Some commentaries on this passage refer to this worm and how it was used in the making of crimson dyes in the Mediterranean area. What most of the commentaries miss though is the fascinating life cycle of this bug.
The male coccus ilicis has wings and is able to fly. Though I have yet to verify the information, in my research I heard a presentation that said that the male hovers over the female during mating but never actually touches the female.
The female will only give birth one time and begins the journey by climbing onto a particular type of oak tree, or wooden post where she attaches herself permanently.
She then creates a hard-outer shell to protect the eggs she lays under her.
When the eggs hatch the babies feed on the flesh of the living mother who is now providing them life.
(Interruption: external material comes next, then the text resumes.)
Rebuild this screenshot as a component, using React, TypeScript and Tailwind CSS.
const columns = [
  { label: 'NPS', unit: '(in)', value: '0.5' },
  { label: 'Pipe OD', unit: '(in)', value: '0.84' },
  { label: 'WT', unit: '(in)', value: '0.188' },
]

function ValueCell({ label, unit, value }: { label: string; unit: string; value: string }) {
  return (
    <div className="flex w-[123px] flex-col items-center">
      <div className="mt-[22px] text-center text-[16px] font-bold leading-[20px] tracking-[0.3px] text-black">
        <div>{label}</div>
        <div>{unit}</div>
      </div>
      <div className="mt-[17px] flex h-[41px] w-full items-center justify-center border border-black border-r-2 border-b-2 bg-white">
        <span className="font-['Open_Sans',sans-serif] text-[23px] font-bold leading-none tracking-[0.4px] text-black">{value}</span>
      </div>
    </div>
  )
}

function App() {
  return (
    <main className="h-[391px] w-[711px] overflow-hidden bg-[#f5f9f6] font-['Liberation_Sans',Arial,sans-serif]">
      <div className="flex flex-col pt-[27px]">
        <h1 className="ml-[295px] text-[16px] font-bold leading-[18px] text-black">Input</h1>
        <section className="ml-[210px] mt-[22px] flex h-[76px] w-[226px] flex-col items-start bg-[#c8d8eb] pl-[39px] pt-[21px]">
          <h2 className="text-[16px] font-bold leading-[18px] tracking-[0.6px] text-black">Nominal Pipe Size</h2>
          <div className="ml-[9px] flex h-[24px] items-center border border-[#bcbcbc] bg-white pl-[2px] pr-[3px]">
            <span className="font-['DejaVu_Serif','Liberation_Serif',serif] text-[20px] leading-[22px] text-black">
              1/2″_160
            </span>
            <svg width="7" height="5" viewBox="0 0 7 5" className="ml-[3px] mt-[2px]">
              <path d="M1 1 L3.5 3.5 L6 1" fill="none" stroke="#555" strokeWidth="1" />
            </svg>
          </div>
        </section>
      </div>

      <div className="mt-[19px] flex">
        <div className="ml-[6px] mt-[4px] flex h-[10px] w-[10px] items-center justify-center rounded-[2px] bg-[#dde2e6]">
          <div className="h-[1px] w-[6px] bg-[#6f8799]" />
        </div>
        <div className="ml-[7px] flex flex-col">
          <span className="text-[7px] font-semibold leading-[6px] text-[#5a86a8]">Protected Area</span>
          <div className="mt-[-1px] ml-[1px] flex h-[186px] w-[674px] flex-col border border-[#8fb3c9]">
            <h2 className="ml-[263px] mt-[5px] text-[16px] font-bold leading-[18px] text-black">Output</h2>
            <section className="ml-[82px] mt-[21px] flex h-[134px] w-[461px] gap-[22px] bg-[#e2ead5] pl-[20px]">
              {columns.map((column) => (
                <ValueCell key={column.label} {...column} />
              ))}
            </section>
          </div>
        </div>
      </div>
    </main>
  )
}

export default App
After a few days the mother dies and at that moment a scarlet liquid leaks out and colors the baby worms and the wood of the tree that it is on. This covering of red dye stains the babies for life.
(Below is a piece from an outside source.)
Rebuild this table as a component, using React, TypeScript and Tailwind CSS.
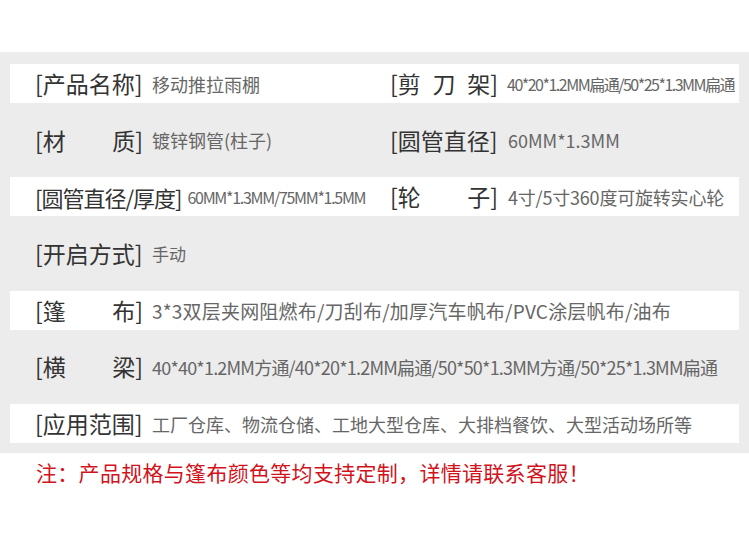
import React from "react";

const F = "font-['Noto_Sans_CJK_SC','Noto_Sans',sans-serif]";

function Label({ parts }: { parts: string[] }) {
  return (
    <div className="flex justify-between items-center text-[23px] leading-none text-[#333] shrink-0 w-[108px]">
      {parts.map((p, i) => (
        <span key={i}>{p}</span>
      ))}
    </div>
  );
}

function Cell({ parts, value, valueClass }: { parts: string[]; value: string; valueClass?: string }) {
  return (
    <div className="flex items-center h-full whitespace-nowrap">
      <Label parts={parts} />
      <span className={`leading-none text-[#666] ${valueClass ?? "ml-[9px] text-[18px]"}`}>{value}</span>
    </div>
  );
}

function Row({ white, children }: { white?: boolean; children: React.ReactNode }) {
  return (
    <div className={`h-[39px] pl-[25px] flex items-center ${white ? "bg-white" : ""}`}>{children}</div>
  );
}

export default function App() {
  return (
    <div className={`w-[749px] h-[536px] bg-white ${F}`}>
      <div className="h-[52px]" />
      <div className="bg-[#ececec] px-[10px] pt-[12px] pb-[10px] flex flex-col gap-[17.7px]">
        <Row white>
          <div className="w-[355px] h-full">
            <Cell parts={["[产品名称]"]} value="移动推拉雨棚" />
          </div>
          <Cell
            parts={["[剪", "刀", "架]"]}
            value="40*20*1.2MM扁通/50*25*1.3MM扁通"
            valueClass="ml-[9px] text-[16px] tracking-[-1.5px]"
          />
        </Row>
        <Row>
          <div className="w-[355px] h-full">
            <Cell parts={["[材", "质]"]} value="镀锌钢管(柱子)" valueClass="ml-[9px] text-[18px]" />
          </div>
          <Cell parts={["[圆管直径]"]} value="60MM*1.3MM" valueClass="ml-[10px] text-[18px]" />
        </Row>
        <Row white>
          <div className="w-[355px] h-full">
            <div className="flex items-center h-full whitespace-nowrap">
              <div className="text-[22px] leading-none text-[#333] tracking-[-1px]">[圆管直径/厚度]</div>
              <span className="ml-[6px] leading-none text-[#666] text-[16px] tracking-[-1.3px]">
                60MM*1.3MM/75MM*1.5MM
              </span>
            </div>
          </div>
          <Cell
            parts={["[轮", "子]"]}
            value="4寸/5寸360度可旋转实心轮"
            valueClass="ml-[10px] text-[18px] tracking-[-0.2px]"
          />
        </Row>
        <Row>
          <Cell parts={["[开启方式]"]} value="手动" valueClass="ml-[9px] text-[17px]" />
        </Row>
        <Row white>
          <Cell
            parts={["[篷", "布]"]}
            value="3*3双层夹网阻燃布/刀刮布/加厚汽车帆布/PVC涂层帆布/油布"
            valueClass="ml-[9px] text-[19px] tracking-[0.2px]"
          />
        </Row>
        <Row>
          <Cell
            parts={["[横", "梁]"]}
            value="40*40*1.2MM方通/40*20*1.2MM扁通/50*50*1.3MM方通/50*25*1.3MM扁通"
            valueClass="ml-[9px] text-[18px] tracking-[-0.8px]"
          />
        </Row>
        <Row white>
          <Cell parts={["[应用范围]"]} value="工厂仓库、物流仓储、工地大型仓库、大排档餐饮、大型活动场所等" />
        </Row>
      </div>
      <div className="pl-[36px] pt-[9px] text-[21px] tracking-[0.3px] leading-none text-[#d0131c]">
        注：产品规格与篷布颜色等均支持定制，详情请联系客服！
      </div>
    </div>
  );
}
Three days after the death of the mother, her body shrinks up into a heart like shape that is waxy and turns white. It has the look of wool and flakes off and looks like snow falling from the tree.
If the mother is harvested during the 3 days, the crushing of her body produces the dye that was used for the yarn and fabrics in the middle east and most likely the same process was used in the materials of the Tabernacle. The wax could also be harvested and was used to make shellac.
So, it has been suggested and it is hard to ignore the connections of the symbolism that is represented here. Let’s break it down….
- Flying male hovering over the female to impregnate her.
- Luke 1:35 – “And the angel answered her, “The Holy Spirit will come upon you, and the power of the Most High will overshadow you; therefore the child to be born will be called holy—the Son of God.”
- The female climbing onto a tree voluntarily knowing that she would die.
- Jesus died on a wooden cross that he voluntarily allowed Himself to be nailed.
- John 10:16–18 “And I have other sheep that are not of this fold. I must bring them also, and they will listen to my voice. So there will be one flock, one shepherd. For this reason the Father loves me, because I lay down my life that I may take it up again. No one takes it from me, but I lay it down of my own accord. I have authority to lay it down, and I have authority to take it up again. This charge I have received from my Father.”
- The female worm secretes a hard shell to protect her offspring.
- John 17:12 – “While I was with them, I kept them in your name, which you have given me. I have guarded them, and not one of them has been lost except the son of destruction, that the Scripture might be fulfilled.”
- The larvae stay alive by eating the flesh of their living mother.
- John 6:51 – “I am the living bread that came down from heaven. If anyone eats of this bread, he will live forever. And the bread that I will give for the life of the world is my flesh.””
- The larvae are permanently colored red by the death of the mother.
- Eph 1:3-9 “Blessed be the God and Father of our Lord Jesus Christ, who has blessed us in Christ with every spiritual blessing in the heavenly places, even as he chose us in him before the foundation of the world, that we should be holy and blameless before him. In love he predestined us for adoption to himself as sons through Jesus Christ, according to the purpose of his will, to the praise of his glorious grace, with which he has blessed us in the Beloved. In him we have redemption through his blood, the forgiveness of our trespasses, according to the riches of his grace, which he lavished upon us, in all wisdom and insight making known to us the mystery of his will, according to his purpose, which he set forth in Christ”
- Heb 12:24 – “and to Jesus, the mediator of a new covenant, and to the sprinkled blood that speaks a better word than the blood of Abel.”
- After the death of the mother she turns white and has the texture of wool and flakes off and falls to the ground like snow.
- Mark 9:2-3 “And after six days Jesus took with him Peter and James and John and led them up a high mountain by themselves. And he was transfigured before them, and his clothes became radiant, intensely white, as no one on earth could bleach them.”
- Isaiah 1:18 ““Come now, let us reason together, says the Lord: though your sins are like scarlet, they shall be as white as snow; though they are red like crimson, they shall become like wool.”
It is interesting to note that in Isaiah the word used for crimson is the same root used in the word worm in Psalm 22.
Is this coincidence? Maybe we are reading into the passage more than what is really there? Or maybe, our God is so infinitely majestic and powerful that he gave unique symbolism throughout His Creation to point us to the work of His Son. I will let you decide, but it is all very interesting.